En el muy buen artículo publicado este domingo en Página/12 (contratapa del suplemento Cash), a propósito de cómo manejaron las crisis los gobiernos populares, el economista Federico Glodowsky señala que la despolitización de la dirigencia política llevó a un cambio cultural que se paga con desinterés social.
Glodowsky expresa -se lo recuerda, dicho con mayor rigor, a quienes continúan estancados en la parálisis ideologista- que los gobiernos de Néstor y Cristina establecieron consensos con sectores del poder económico concentrado. Dialogaban todo lo posible y gestionaban todo lo necesario cuando ese diálogo no era viable (el límite, podría agregarse, fue durante la crisis con “el campo”, pero de allí también se salió con la decisión política que condujo a que Cristina ganase con amplitud las elecciones de 2010).
“La ortodoxia siempre sugiere adaptar la realidad al marco téorico. En cambio, lo sensato es adaptar el marco teórico -económico y político- a la realidad propia. No hay dudas de que Argentina necesita una reforma tributaria, laboral y del Estado, pero con la gente adentro”.
¿Quién lideraría afrontar un desafío de esa naturaleza? ¿Milei? ¿En serio?
El interrogante, se reitera, no parece preocupar a una porción representativa y significativa de la sociedad.

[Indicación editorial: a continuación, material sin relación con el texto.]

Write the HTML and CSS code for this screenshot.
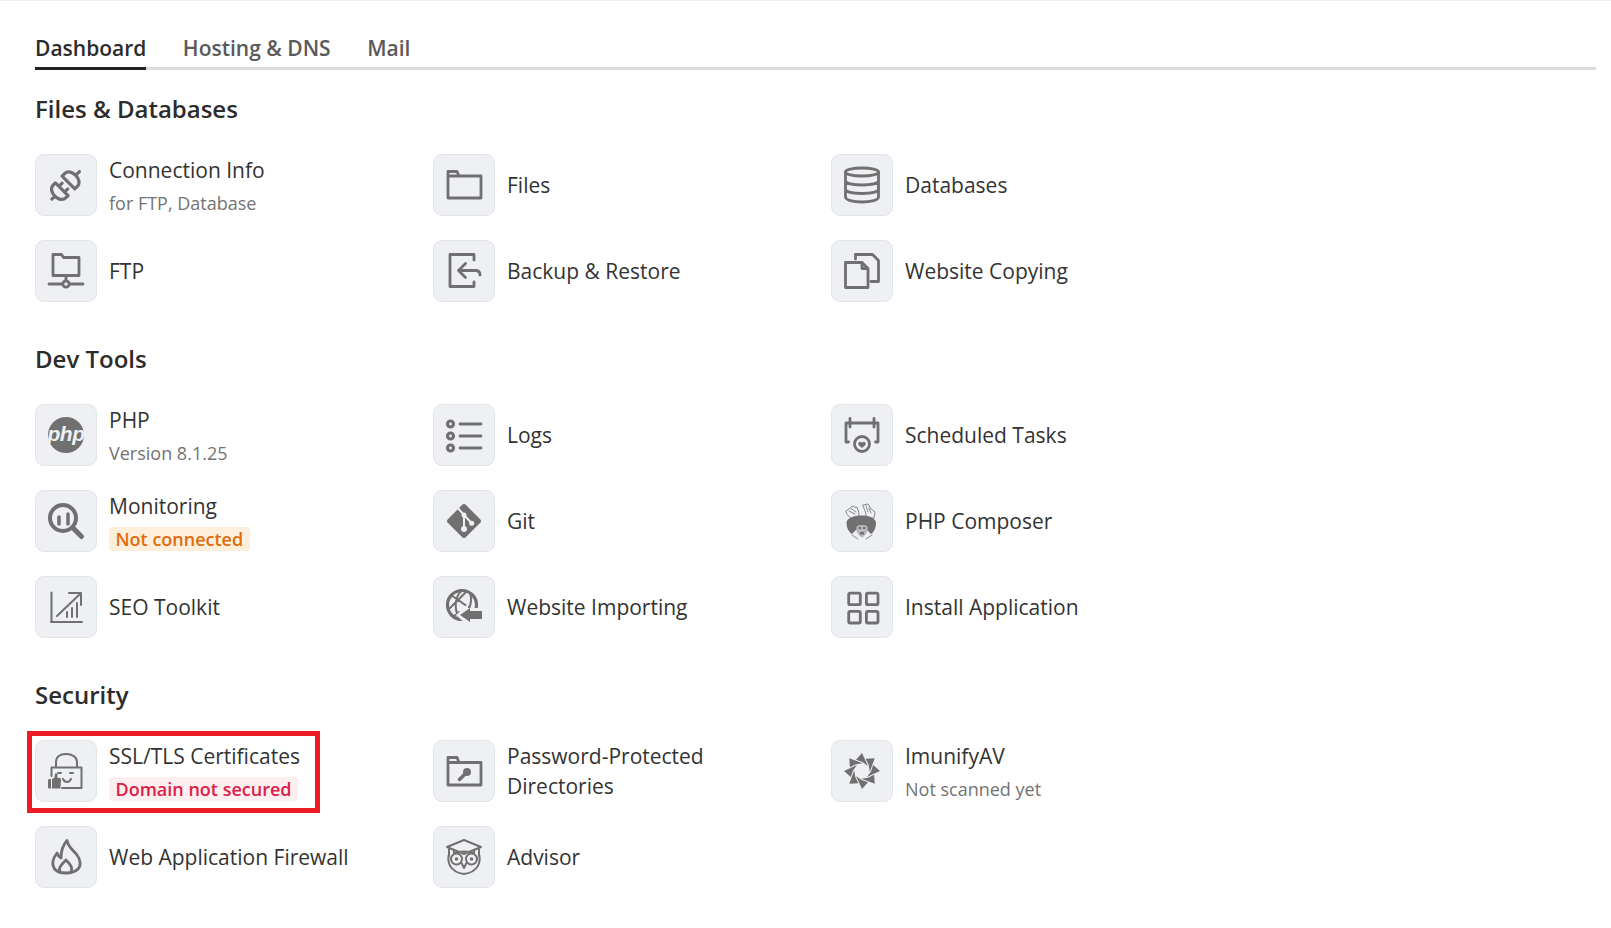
FILE: index.html
```html
<!DOCTYPE html>
<html lang="en">
<head>
<meta charset="utf-8">
<title>Dashboard</title>
<link rel="stylesheet" href="styles.css">
</head>
<body>
<main class="page">
  <nav class="tabs">
    <a class="tab active">Dashboard</a>
    <a class="tab">Hosting &amp; DNS</a>
    <a class="tab">Mail</a>
  </nav>

  <section class="section">
    <h2 class="heading">Files &amp; Databases</h2>
    <div class="grid">
      <div class="item">
        <div class="ic"><svg viewBox="0 0 36 36"><g transform="rotate(-45 18 18)"><path class="w3" d="M21.500 9V27M21.500 9H25C34 9 34 27 25 27H21.500M32 18H37M12 9V27M12 9H9C0 9 0 27 9 27H12M2 18H-2M12 14H16.500M12 22H16.500"/></g></svg></div>
        <div class="txt"><div class="name">Connection Info</div><div class="sub">for FTP, Database</div></div>
      </div>
      <div class="item">
        <div class="ic"><svg viewBox="0 0 36 36"><path d="M2 31V4.500H11L13 9H35V31ZM2 9H13"/></svg></div>
        <div class="txt"><div class="name">Files</div></div>
      </div>
      <div class="item">
        <div class="ic"><svg viewBox="0 0 36 36"><ellipse cx="18" cy="5" rx="16.500" ry="4"/><path d="M1.500 5V30C1.500 33 9 35 18 35S34.500 33 34.500 30V5M1.500 13.500C1.500 16.500 9 18 18 18S34.500 16.500 34.500 13.500M1.500 22C1.500 25 9 26.500 18 26.500S34.500 25 34.500 22"/></svg></div>
        <div class="txt"><div class="name">Databases</div></div>
      </div>
      <div class="item">
        <div class="ic"><svg viewBox="0 0 36 36"><path d="M5 22.500V1.500H13.500L15.500 4.500H31V22.500ZM18 22.500V28M1 31H14.500M21.500 31H35"/><circle cx="18" cy="31" r="3.200"/></svg></div>
        <div class="txt"><div class="name">FTP</div></div>
      </div>
      <div class="item">
        <div class="ic"><svg viewBox="0 0 36 36"><path d="M28 7V1.500H4V33.500H28V29M19.500 10.500L12.500 17.500L19.500 24.500M12.500 17.500H29.500Q34 17.500 34 22"/></svg></div>
        <div class="txt"><div class="name">Backup &amp; Restore</div></div>
      </div>
      <div class="item">
        <div class="ic"><svg viewBox="0 0 36 36"><path d="M11.500 6V1.500H28.500L34.500 7.500V28.500H27M1.500 34.500V9.500H18L24 15.500V34.500ZM18 9.500V15.500H24"/></svg></div>
        <div class="txt"><div class="name">Website Copying</div></div>
      </div>
    </div>
  </section>

  <section class="section">
    <h2 class="heading">Dev Tools</h2>
    <div class="grid">
      <div class="item">
        <div class="ic"><svg viewBox="0 0 36 36"><circle class="solid" cx="18" cy="18" r="18"/><text class="php" x="18" y="24" text-anchor="middle">php</text></svg></div>
        <div class="txt"><div class="name">PHP</div><div class="sub">Version 8.1.25</div></div>
      </div>
      <div class="item">
        <div class="ic"><svg viewBox="0 0 36 36"><path d="M14 7H35M14 19H35M14 31H35"/><circle class="w3" cx="4.500" cy="7" r="3"/><circle class="w3" cx="4.500" cy="19" r="3"/><circle class="w3" cx="4.500" cy="31" r="3"/></svg></div>
        <div class="txt"><div class="name">Logs</div></div>
      </div>
      <div class="item">
        <div class="ic"><svg viewBox="0 0 36 36"><path d="M6 1.500V10M30 1.500V10"/><path d="M6 6H30M6 6H2V25H4.500M30 6H34V25H31.500"/><circle cx="18" cy="27" r="7.500"/><path class="solid" d="M18 31C14.500 28.500 13.500 27 14.700 25.500C16 24.300 17.300 25 18 26C18.700 25 20 24.300 21.300 25.500C22.500 27 21.500 28.500 18 31Z"/></svg></div>
        <div class="txt"><div class="name">Scheduled Tasks</div></div>
      </div>
      <div class="item">
        <div class="ic"><svg viewBox="0 0 36 36"><circle class="w4" cx="15" cy="15" r="13"/><path class="w5" d="M26 26L33.500 33.500"/><path class="w4n" d="M11 14V21M20 11V21"/></svg></div>
        <div class="txt"><div class="name">Monitoring</div><span class="badge warn">Not connected</span></div>
      </div>
      <div class="item">
        <div class="ic"><svg viewBox="0 0 36 36"><rect class="solid" x="5.300" y="5.300" width="25.400" height="25.400" rx="2.500" transform="rotate(45 18 18)"/><path class="cut" d="M12.300 5.500L18 12V25.500M18 12L25.700 20.300"/><circle class="dot" cx="18" cy="26" r="3"/><circle class="dot" cx="18" cy="12" r="2.500"/><circle class="dot" cx="25.700" cy="20.300" r="2.500"/></svg></div>
        <div class="txt"><div class="name">Git</div></div>
      </div>
      <div class="item">
        <div class="ic"><svg viewBox="0 0 36 36"><path class="hand" d="M2 8L9 3L11 4.500L13 4L15 10L14 14L8 16L3.500 12Z"/><path class="hand" d="M19 2L24 1L27 6L31 9L30 15L23 15L21 8Z"/><path class="hair" d="M5 8L11 11M7 5.500L12 9M22 3L24 9M25 5L27 10"/><path class="solid" d="M2.500 20C2.500 15 10 12.500 17.500 12.500S32 15 32 20C32 25 30 29 27 31L23 27H12L8 31C5 29 2.500 25 2.500 20Z"/><path class="skin" d="M13 23C15 21.500 21 21.500 23 23C25 26 23 32 18 34.500C13 32 11 26 13 23Z"/><path class="solid" d="M14.500 24H17V26H14.500ZM19 24H21.500V26H19ZM16 29H20V31.500H16Z"/><path class="hair" d="M8 32L14 36M28 32L22 36"/></svg></div>
        <div class="txt"><div class="name">PHP Composer</div></div>
      </div>
      <div class="item">
        <div class="ic"><svg viewBox="0 0 36 36"><path d="M3.500 33V3.500M3 33H34M9 27L32 5M21 4H33V16" class="mid"/><path class="mid" d="M19 28V23M24 28V19M29 28V14"/></svg></div>
        <div class="txt"><div class="name">SEO Toolkit</div></div>
      </div>
      <div class="item">
        <div class="ic"><svg viewBox="0 0 36 36"><circle class="w3" cx="16" cy="16" r="14.500"/><path class="mid" d="M16 1.500C8 8 8 22 14 30M5 6L25 20M24 4C26 10 25 15 23 20M3 20L13 10L20 3M8 27L13 23"/><path class="halo" d="M22 15V19H36V33H22V37L10 26Z"/><path class="solid" d="M24 19V22H36V30H24V33L14 26Z"/></svg></div>
        <div class="txt"><div class="name">Website Importing</div></div>
      </div>
      <div class="item">
        <div class="ic"><svg viewBox="0 0 36 36"><rect x="4.700" y="4.100" width="11.600" height="11.600" rx="1.500"/><rect x="22.400" y="4.100" width="11.600" height="11.600" rx="1.500"/><rect x="4.700" y="22.400" width="11.600" height="11.600" rx="1.500"/><rect x="22.400" y="22.400" width="11.600" height="11.600" rx="1.500"/></svg></div>
        <div class="txt"><div class="name">Install Application</div></div>
      </div>
    </div>
  </section>

  <section class="section">
    <h2 class="heading">Security</h2>
    <div class="grid">
      <div class="item marked">
        <div class="ic"><svg viewBox="0 0 36 36"><path class="mid" d="M8 14V9C8 4 12 1 18 1S29 4 29 9V14M14 35H33.500V14.500H3.500V23M10 20H13M22 20H25M15 26C17 30 21 30 23 26"/><path class="solid" d="M0 27C0 26 1 26 3 26V35.500C1 35.500 0 35.500 0 34.500ZM4 26L6.500 24.500L7 21C7 20 9.500 20 9.500 22L9.500 25H12C13 25 13 26 13 27L12.500 34C12.500 35 12 35.500 11 35.500H4Z"/></svg></div>
        <div class="txt"><div class="name">SSL/TLS Certificates</div><span class="badge danger">Domain not secured</span></div>
        <div class="mark"></div>
      </div>
      <div class="item">
        <div class="ic"><svg viewBox="0 0 36 36"><path d="M2 32V4.500H11L13 9.500H35V32ZM2 9.500H13"/><circle class="solid" cx="21" cy="19" r="4"/><path class="w4n" d="M19 21L13.500 26.500"/></svg></div>
        <div class="txt"><div class="name">Password-Protected<br>Directories</div></div>
      </div>
      <div class="item">
        <div class="ic"><svg viewBox="0 0 36 36"><defs><path id="blade" d="M18 0L24 13L18.500 9L12 6.800Z"/></defs><g class="solid"><use href="#blade"/><use href="#blade" transform="rotate(45 18 18)"/><use href="#blade" transform="rotate(90 18 18)"/><use href="#blade" transform="rotate(135 18 18)"/><use href="#blade" transform="rotate(180 18 18)"/><use href="#blade" transform="rotate(225 18 18)"/><use href="#blade" transform="rotate(270 18 18)"/><use href="#blade" transform="rotate(315 18 18)"/></g></svg></div>
        <div class="txt"><div class="name">ImunifyAV</div><div class="sub">Not scanned yet</div></div>
      </div>
      <div class="item">
        <div class="ic"><svg viewBox="0 0 36 36"><path d="M19 1.500C20 8 25 11 29 16C33 21 33 27 30 30C27 33 23 34 18 34C12 34 8 33 6 29C3 24 6 18 9 14C10 17 11 18 13 19C13 12 15 6 19 1.500Z"/><path d="M12 33C10 29 13 26 18 21C23 26 25 29 23 33"/></svg></div>
        <div class="txt"><div class="name">Web Application Firewall</div></div>
      </div>
      <div class="item">
        <div class="ic"><svg viewBox="0 0 36 36"><path class="mid" d="M18 1L35 8L18 15L1 8ZM8 11V14C12 12 24 12 28 14V11M3 9V17M33 9V17M3 15C1 22 3 33 18 35C33 33 35 22 33 15"/><circle class="mid" cx="10.500" cy="20" r="5.500"/><circle class="mid" cx="25.500" cy="20" r="5.500"/><path class="mid" d="M15.500 24L18 29L20.500 24"/><circle class="solid" cx="10.500" cy="20" r="1.800"/><circle class="solid" cx="25.500" cy="20" r="1.800"/></svg></div>
        <div class="txt"><div class="name">Advisor</div></div>
      </div>
    </div>
  </section>
</main>
</body>
</html>
```
FILE: styles.css
```css
* { box-sizing: border-box; }
html, body { margin: 0; padding: 0; background: #fff; }
body {
  font-family: "Open Sans", "Liberation Sans", sans-serif;
  color: #333;
  border-top: 1px solid #f0f0f0;
}
.page { padding: 0 15px 0 35px; }

.tabs {
  display: flex;
  gap: 36.5px;
  padding-top: 30px;
  height: 69px;
  border-bottom: 3px solid #dcdcdc;
}
.tab {
  display: block;
  height: 39px;
  font-size: 21px;
  line-height: 35px;
  font-weight: 600;
  color: #5a5a5a;
}
.tab.active { color: #2c2c2c; border-bottom: 3px solid #222; }

.section { margin-bottom: 42px; }
.tabs + .section { margin-top: 24px; }
.heading {
  margin: 0 0 30px;
  font-size: 24px;
  line-height: 29px;
  padding-bottom: 1px;
  font-weight: 600;
  color: #2c2c2c;
}
.grid {
  display: grid;
  grid-template-columns: repeat(3, 398px);
  row-gap: 24px;
}
.item {
  position: relative;
  display: flex;
  align-items: center;
  gap: 12px;
  height: 62px;
}
.ic {
  flex: none;
  display: flex;
  align-items: center;
  justify-content: center;
  width: 62px;
  height: 62px;
  background: #eef0f3;
  border: 1px solid #e2e4e7;
  border-radius: 9px;
}
.ic svg {
  display: block;
  width: 36px;
  height: 36px;
  fill: none;
  stroke: #707070;
  stroke-width: 2.8;
  stroke-linejoin: round;
  stroke-linecap: round;
  overflow: visible;
}
.ic .solid { fill: #707070; stroke: none; }
.ic .mid { stroke-width: 2; }
.ic .w3 { stroke-width: 3.200; }
.ic .w4 { stroke-width: 4; }
.ic .w4n { stroke-width: 3.500; }
.ic .w5 { stroke-width: 5; }
.ic .hair { stroke-width: 1; stroke: #8a8a8a; }
.ic .hand { stroke-width: 1; stroke: #8a8a8a; fill: #eef0f3; }
.ic .skin { fill: #b5b7b9; stroke: none; }
.ic .halo { fill: #eef0f3; stroke: none; }
.ic .cut { stroke: #eef0f3; stroke-width: 2; }
.ic .dot { fill: #eef0f3; stroke: none; }
.ic .php {
  font-family: "Liberation Sans", sans-serif;
  font-size: 21px;
  font-weight: 700;
  font-style: italic;
  fill: #eef0f3;
  stroke: none;
  letter-spacing: -0.5px;
}

.txt { min-width: 0; }
.name { font-size: 21px; line-height: 30px; color: #333; }
.sub { margin-top: 6px; font-size: 18px; line-height: 25px; color: #737373; }
.badge {
  display: table;
  margin-top: 6px;
  margin-bottom: 1px;
  padding: 0 6.5px;
  font-size: 18px;
  line-height: 24px;
  font-weight: 600;
  border-radius: 3px;
}
.warn { background: #fdefdc; color: #df6c0c; }
.danger { background: #fdeef0; color: #dc2048; }

.mark {
  position: absolute;
  left: -8px;
  top: -9px;
  width: 293px;
  height: 82px;
  border: 5px solid #ed1c24;
  pointer-events: none;
}
```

Argentina se asoma a lo que la propia derecha califica como un experimento abismal. En la conjetura más benévola, hay quienes ¿descansan? en que habrá una suerte de menemismo reciclado que arrojará algún tipo de estabilidad, con exclusión social garantizada; pero sin gran volumen de confrontación, porque el peronismo está acéfalo y quien pinta para tripular ese espacio (Massa, si gana o alcanza el ballottage) no es “peronista”.
Son trazados en la arena.
Entendido como el espíritu que históricamente aglutinó a las masas más intensas, hoy disminuido porque apareció un tercer actor indescifrable entre las dos grandes familias, la popular y la gorila, el peronismo y los progresistas podrán estar amenazados y/o sin conducción.
Pero eso no significa que hayan dejado ser actores clave, a los que de ninguna forma se llevará de las narices loco alguno.